Twin Cities Almanac for June 14thThe average MSP high temperature for this date is 75 degrees F (plus or minus 9 degrees F standard deviation), while the average low is 59 degrees F (plus or minus 7 degrees F standard deviation).
MSP Local Records for June 14thMSP weather records for this date include: highest daily maximum temperature of 98 degrees F in 1987; lowest daily maximum temperature of 60 degrees F in 1917; lowest daily minimum temperature of 44 F in 1927; highest daily minimum temperature of 73 F in 1893; and record precipitation of 2.48 inches in 1924; No snow has been recorded on this date.
Average dew point for June 14th is 56 degrees F, with a maximum of 74 degrees F in 1981 and a minimum of 33 degrees F in 1961.
All-time state records for June 14thThe state record high temperature for this date is 105 degrees F at Montevideo (Chippewa County) in 1979. The state record low temperature for this date is 27 degrees F at Alborn (St Louis County) and Little Fork (Koochiching County) in 1927. State record precipitation for this date is 5.70 inches at Fosston (Polk County) in 1921; and no snow has fallen on this date.
Past Weather Features:Perhaps the coldest June 14 occurred in 1927 when many northern and central Minnesota climate observers reported frost. Temperatures fell into the 30s F causing some crop damage, but most crops recovered, and the month finished with numerous days in the 80s and 90s F.
The hottest June 14 in state history occurred in 1979. During a 3-day Heat Wave from June 13-15 over 20 Minnesota communities reported daytime high temperatures of 100 degrees F or higher, mostly in central and western parts of the state. Thankfully a cold front brought thunderstorms later in the day on the 15th and temperatures cooled down into the 70s and 80s F for the next several days.

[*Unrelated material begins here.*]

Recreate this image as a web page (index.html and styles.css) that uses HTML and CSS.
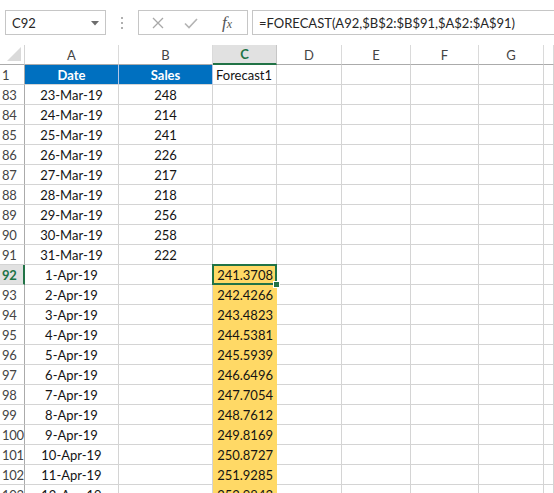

Between 3:00 pm and 4:00 pm on June 14, 1981 an F-3 tornado (winds 158-206 mph) crossed the Twin Cities area from Edina to Lake Owasso, a 16 mile track. It caused the most damage to Roseville, especially near the Har-Mar Mall where the storm took the roof off the State Farm Insurance building. More than 80 people were injured by the storm which caused over $47 million in damages.
One of the wettest June periods in state history occurred over June 10-16, 2001. Large thunderstorms brought strong winds, tornadoes, hail, and flooding rains to many parts of the state over that period. At least 36 tornado reports were filed over that period, the worst ones causing injuries to several people and homes near Benson, MN on the 11th. Hail and high wind reports were widespread, with winds up to 70 mph near Fergus Falls. Rains of 3 to 4 inches were common, and a few places reported 5-6 inches of rainfall with associated street flooding, especially near Wells which received 6.18 inches.
June 14-15, 2012 brought strong thunderstorms to Dakota and Goodhue Counties in southeastern Minnesota. Rainfall of 6-8 inches brought a record flood crest to the Cannon River, closing roads and causing a great deal of erosion. Cannon Falls reported a record 8.83 inches, Northfield 7.13 inches, and Red Wing 6.37 inches.